Books In Brief // Local

August 10, 2008|By Diane Scharper | Diane Scharper,Special to the Sun

There's no one right way to write a life story. You can arrange it in chapters or as a series of vignettes. You can present it with or without illustrations. You can approach it from the outside looking in, as found in most biographies. Or you can tell it from an interior perspective, as in most memoirs. But whatever you decide, you must make the people, who are the subjects, come alive. To do that, you must provide a sense of place. In the case of these three books, that place is, to a large or small extent, Baltimore.

The Cone Sisters of Baltimore: Collecting at Full Tilt By Ellen B. Hirschland and Nancy Hirschland Ramage Northwestern University Press / 279 pages / $34.95

It's hard to imagine two spinsters with little art education investing large sums of money in the splashy pink and blue nudes of Henri Matisse long before they were considered art - let alone valuable. But Dr. Claribel Cone (1864-1929) and her sister Etta (1870-1949) did just that. Their art collection is now housed in the Baltimore Museum of Art - despite disparaging comments from their contemporaries like Hans Schuler, the well-known Baltimore sculptor who believed "modernists' canvases to be the cripples of the art world."
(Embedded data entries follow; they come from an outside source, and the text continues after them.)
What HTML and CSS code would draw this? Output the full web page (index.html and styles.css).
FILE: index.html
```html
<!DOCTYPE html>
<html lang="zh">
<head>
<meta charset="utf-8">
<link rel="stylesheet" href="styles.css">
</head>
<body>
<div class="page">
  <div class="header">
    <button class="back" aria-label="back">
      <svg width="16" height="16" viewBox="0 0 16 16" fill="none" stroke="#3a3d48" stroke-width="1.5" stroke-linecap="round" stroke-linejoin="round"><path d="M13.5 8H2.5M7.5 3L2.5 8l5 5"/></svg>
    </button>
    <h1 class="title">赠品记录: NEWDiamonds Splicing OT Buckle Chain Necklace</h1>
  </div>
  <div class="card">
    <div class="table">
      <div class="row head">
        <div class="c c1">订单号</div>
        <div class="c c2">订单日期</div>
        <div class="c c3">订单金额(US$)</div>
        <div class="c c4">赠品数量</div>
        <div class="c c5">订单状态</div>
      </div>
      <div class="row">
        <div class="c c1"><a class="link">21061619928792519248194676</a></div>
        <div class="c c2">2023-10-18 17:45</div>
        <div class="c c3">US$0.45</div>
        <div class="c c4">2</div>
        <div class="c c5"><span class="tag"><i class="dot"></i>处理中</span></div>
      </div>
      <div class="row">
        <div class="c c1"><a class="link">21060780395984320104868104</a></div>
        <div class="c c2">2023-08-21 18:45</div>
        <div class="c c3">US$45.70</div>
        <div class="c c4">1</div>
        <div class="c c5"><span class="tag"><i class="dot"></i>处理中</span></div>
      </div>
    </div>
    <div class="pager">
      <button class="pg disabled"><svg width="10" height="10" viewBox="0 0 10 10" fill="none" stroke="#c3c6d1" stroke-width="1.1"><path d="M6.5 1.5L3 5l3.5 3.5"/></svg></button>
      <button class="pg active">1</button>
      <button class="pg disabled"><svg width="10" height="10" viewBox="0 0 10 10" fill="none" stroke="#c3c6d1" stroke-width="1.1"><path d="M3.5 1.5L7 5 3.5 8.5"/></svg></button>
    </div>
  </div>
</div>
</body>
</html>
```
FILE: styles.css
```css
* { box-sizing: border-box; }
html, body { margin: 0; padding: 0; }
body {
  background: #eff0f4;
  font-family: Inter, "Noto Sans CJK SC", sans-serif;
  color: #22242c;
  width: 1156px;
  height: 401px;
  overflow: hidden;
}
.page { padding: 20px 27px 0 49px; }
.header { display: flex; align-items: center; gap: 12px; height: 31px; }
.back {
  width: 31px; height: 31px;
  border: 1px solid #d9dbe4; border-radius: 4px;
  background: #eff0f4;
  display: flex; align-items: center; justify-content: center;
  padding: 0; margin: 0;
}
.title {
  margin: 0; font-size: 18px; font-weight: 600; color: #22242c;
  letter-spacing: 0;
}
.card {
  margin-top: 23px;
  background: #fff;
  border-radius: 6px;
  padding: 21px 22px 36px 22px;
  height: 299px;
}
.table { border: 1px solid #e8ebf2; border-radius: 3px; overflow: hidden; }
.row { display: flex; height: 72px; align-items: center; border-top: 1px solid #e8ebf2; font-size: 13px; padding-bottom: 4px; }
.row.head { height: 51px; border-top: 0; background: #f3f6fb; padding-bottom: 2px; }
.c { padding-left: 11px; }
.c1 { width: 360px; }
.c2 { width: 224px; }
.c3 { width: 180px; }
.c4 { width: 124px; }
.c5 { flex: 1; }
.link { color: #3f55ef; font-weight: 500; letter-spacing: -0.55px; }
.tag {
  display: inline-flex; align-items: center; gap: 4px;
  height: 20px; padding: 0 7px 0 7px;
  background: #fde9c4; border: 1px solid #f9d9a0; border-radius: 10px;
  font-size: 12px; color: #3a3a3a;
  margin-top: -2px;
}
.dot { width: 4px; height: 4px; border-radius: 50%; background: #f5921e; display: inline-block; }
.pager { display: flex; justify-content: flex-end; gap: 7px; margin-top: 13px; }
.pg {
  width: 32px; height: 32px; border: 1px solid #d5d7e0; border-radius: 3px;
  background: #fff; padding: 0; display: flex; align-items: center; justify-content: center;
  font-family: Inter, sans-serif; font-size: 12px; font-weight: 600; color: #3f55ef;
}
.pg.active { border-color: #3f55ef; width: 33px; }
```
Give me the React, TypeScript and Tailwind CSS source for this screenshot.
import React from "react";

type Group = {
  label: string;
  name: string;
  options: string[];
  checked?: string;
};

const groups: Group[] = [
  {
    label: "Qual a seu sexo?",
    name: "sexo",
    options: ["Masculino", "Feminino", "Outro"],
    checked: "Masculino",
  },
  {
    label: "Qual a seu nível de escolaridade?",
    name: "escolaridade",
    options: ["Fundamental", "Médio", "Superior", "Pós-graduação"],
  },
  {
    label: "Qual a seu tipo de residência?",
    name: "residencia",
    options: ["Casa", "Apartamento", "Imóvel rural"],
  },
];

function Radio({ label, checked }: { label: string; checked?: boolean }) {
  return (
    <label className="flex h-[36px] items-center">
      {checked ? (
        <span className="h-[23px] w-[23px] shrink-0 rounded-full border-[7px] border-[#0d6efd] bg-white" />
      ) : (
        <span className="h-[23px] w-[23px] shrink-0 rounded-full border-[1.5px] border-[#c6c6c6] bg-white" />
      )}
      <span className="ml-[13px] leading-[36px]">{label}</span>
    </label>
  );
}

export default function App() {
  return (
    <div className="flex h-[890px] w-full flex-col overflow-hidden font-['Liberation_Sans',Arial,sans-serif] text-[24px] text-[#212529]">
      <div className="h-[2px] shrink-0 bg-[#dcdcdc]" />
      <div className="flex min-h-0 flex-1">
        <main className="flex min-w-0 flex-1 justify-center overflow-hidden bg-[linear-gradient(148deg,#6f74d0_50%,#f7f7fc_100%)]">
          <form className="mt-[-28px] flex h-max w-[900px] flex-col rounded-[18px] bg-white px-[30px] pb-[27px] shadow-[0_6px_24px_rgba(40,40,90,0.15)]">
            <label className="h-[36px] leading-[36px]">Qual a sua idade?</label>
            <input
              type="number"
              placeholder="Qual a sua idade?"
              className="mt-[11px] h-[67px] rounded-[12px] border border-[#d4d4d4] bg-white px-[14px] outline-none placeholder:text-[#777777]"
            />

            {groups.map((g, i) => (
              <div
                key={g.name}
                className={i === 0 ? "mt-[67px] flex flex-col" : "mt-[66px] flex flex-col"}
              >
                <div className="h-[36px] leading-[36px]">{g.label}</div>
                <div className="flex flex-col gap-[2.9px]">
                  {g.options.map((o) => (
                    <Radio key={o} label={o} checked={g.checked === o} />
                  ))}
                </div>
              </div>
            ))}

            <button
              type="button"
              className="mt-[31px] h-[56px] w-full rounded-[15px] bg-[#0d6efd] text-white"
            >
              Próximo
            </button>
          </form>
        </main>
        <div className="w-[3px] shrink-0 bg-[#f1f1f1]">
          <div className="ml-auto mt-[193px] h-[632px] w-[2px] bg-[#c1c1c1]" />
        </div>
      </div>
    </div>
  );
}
The Cone Sisters of Baltimore by Ellen B. Hirschland (deceased) and her daughter, Nancy Hirschland Ramage, the Cones' niece and great-niece, tells the insider's story of the sisters and their art. Daughters of German-Jewish grocers, who moved to Baltimore from Tennessee, the Cone sisters went to Western Female High School, with Claribel going to Women's Medical College and working in the pathology lab at Johns Hopkins. Etta stayed home to take care of her parents and began collecting art as a way to redecorate the family home. Accompanying her sister on research trips to Europe, Etta befriended Gertrude Stein, who influenced her aesthetic taste and introduced the sisters to Pablo Picasso, Matisse and other luminaries. This is a lavishly illustrated tribute to the two sisters and their vision.

A Persistent Peace: One Man's Struggle for a Nonviolent World By John Dear, S.J. Loyola Press / 400 pages / $22.95

In A Persistent Peace, John Dear, S.J., takes readers inside his life as a modern-day Don Quixote. Dear's story moves from his family home in Bethesda to Duke University, where he had the first of several conversion experiences; to Central and South America; the Middle East; Asia; Africa; and back to the U.S., where he ministered to a dying Philip Berrigan, a former activist priest from Baltimore. When in 1984, Dear joined the Society of Jesus, a Roman Catholic order of priests, he wanted to follow Jesus Christ, which for him meant being a peace activist. But in the eyes of some of his Jesuit superiors, he was a troublemaker.

Undaunted, Dear spent close to 30 years serving in soup kitchens, homeless shelters and prisons. Along the way, he joined the Plowshares Movement, helped to organize campaigns of civil disobedience, attempted to destroy nuclear weapons, protested acts of war, prayed and meditated on the lives of luminaries like Robert Kennedy, the Rev. Martin Luther King Jr., Mahatma Gandhi, Dorothy Day and Mother Teresa. As Dear sees it in this picaresque, rambling account, life isn't about the impossible dream of peace on Earth; it's about making that dream possible.

Friends, Writers, And Other Countrymen By Sidney Offit Thomas Dunne Books / 320 pages / $24.95

At times laugh-out-loud funny, Sidney Offit's Friends, Writers, And Other Countrymen is a collection of short reminiscences. Lacking a narrative structure, the book has an overall chronological progression. It begins in Baltimore, where Offit's nurturing parents supported his passion for literature, although they had little education. His relationship with his father, who was a bookie, was the focus of Offit's previous book, Memoir of the Bookie's Son (1996), for which Offit received glowing reviews. Now nearing 80, Offit met or interviewed nearly everyone who was anyone in the second half of the 20th century and the beginning of the 21st century - including H.L. Mencken, Russell Baker, Tina Brown, Mike Tyson, Harold Macmillan, Tom Wolfe, John Barth and Nathan Lane. Offit's encounters usually went awry and became adventures in what was supposed to happen versus what really happened: He interviewed Robert Frost and was so overwhelmed that he forgot to ask any questions. Ultimately, as Offit remembers his encounters with luminaries from the literary, political and sports worlds, he makes fun of himself and of literary pretensions. He also offers a few hard-won lessons on the value of serendipity.

Diane Scharper teaches English at Towson University. She is the co-editor of the forthcoming "Reading Lips, and Other Ways to Overcome a Disability."